The second Astronomy FRI stream was created in 2011 by Professor Paul Shapiro. “Cosmic Dawn” (http://www.as.utexas.edu/~gfigm/fri) was the first FRI stream in theoretical cosmology. It is the only one of its kind in the US to engage students on this frontier. The largest, fastest, massively- paralleled supercomputers in the world – including those at UT’s Texas Advanced Computing Center – are used to simulate these processes with gravitational N-body and numerical hydrodynamics methods, including radiation transport, and predict observable consequences of this “epoch of reionization” (EOR). Freshman members of the “Cosmic Dawn” FRI stream are taught cosmology and the gravitational dynamics of galaxy formation, in which dark matter and atomic gas collapse into lumps in gravitational equilibrium, called galactic halos, where luminous galaxies occur. They learn computer programming to analyze and visualize large-scale simulations of the Cold Dark Matter (CDM) universe, to characterize galactic halos and correlate their properties with the environment in which they form. Each spring semester, a class-wide research question is posed, with a class-wide plan to answer it. Students work in four-member teams and present their results for that semester. Summer scholars continue this. The returning fall semester class learns more about the subject and computer programming, to advance the project towards publication. Each spring semester, a new cycle begins, with new simulations to analyze and new science questions to answer.

Examples of the outcomes of the FRI streams include numerous publications, posters, and other scientific products. For example, student George Miller of the White Dwarf stream was the point-of-contact for an international team of observers looking for planets in binary systems containing white dwarf stars. George’s contribution was significant: not only did he make some of the observations at McDonald Observatory, but he reduced these (and other) data, in the process redesigning our data reduction pipeline for a new telescope (the MONET telescope) with its observing software.
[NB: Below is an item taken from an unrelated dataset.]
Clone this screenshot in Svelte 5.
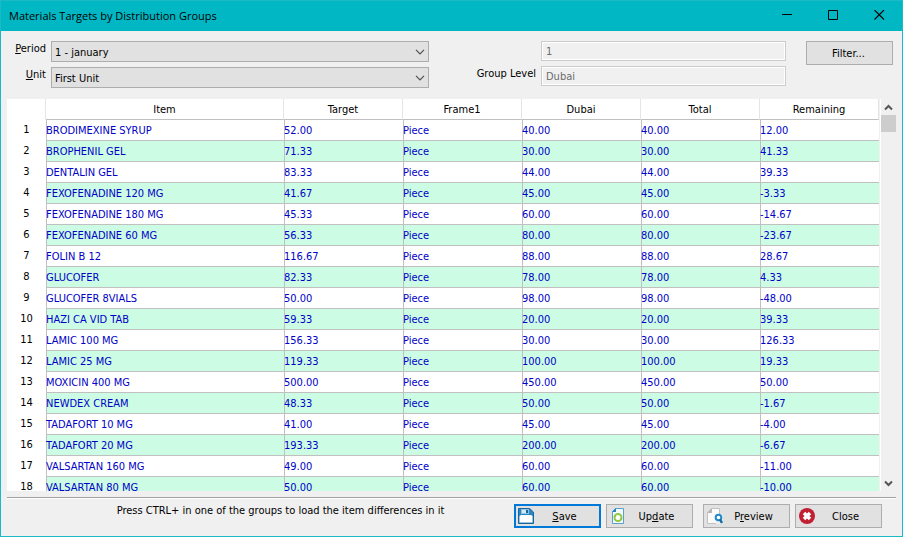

This work resulted in two refereed journal papers, four conference proceedings, and was the basis for his grand prize in the 2012 George H. Mitchell Student Awards for Academic Excellence ($20,000).

Furthermore, the Cosmic Dawn students have produced state-of-the-art movies and images of cosmological N-body simulations on Stallion (a wall consisting of 16x5 tiles of 30-inch Dell high-resolution monitors, a total resolution of 328 million pixels), Mustang (a "3D" stereoscopic display), and Lasso (a large, 12.4 megapixel interactive multi-touch display). These visualizations are on public display at the VisLab, and they have been used for multiple outreach presentations, including a presentation for the Astronomy Department Board of Visitors, two presentations for UT's Astronomy Student Association, three recruitment presentations for prospective Astronomy graduate students, and four presentations for the FRI High School Summer Academy.

Direct involvement in research allows the students to experience the joy and satisfaction of knowing something about the universe that no one who has ever lived has ever known before. Many go on to do a research project with someone else in the department, or other departments if their core interest is in another science discipline; a few continue as mentors in the FRI program.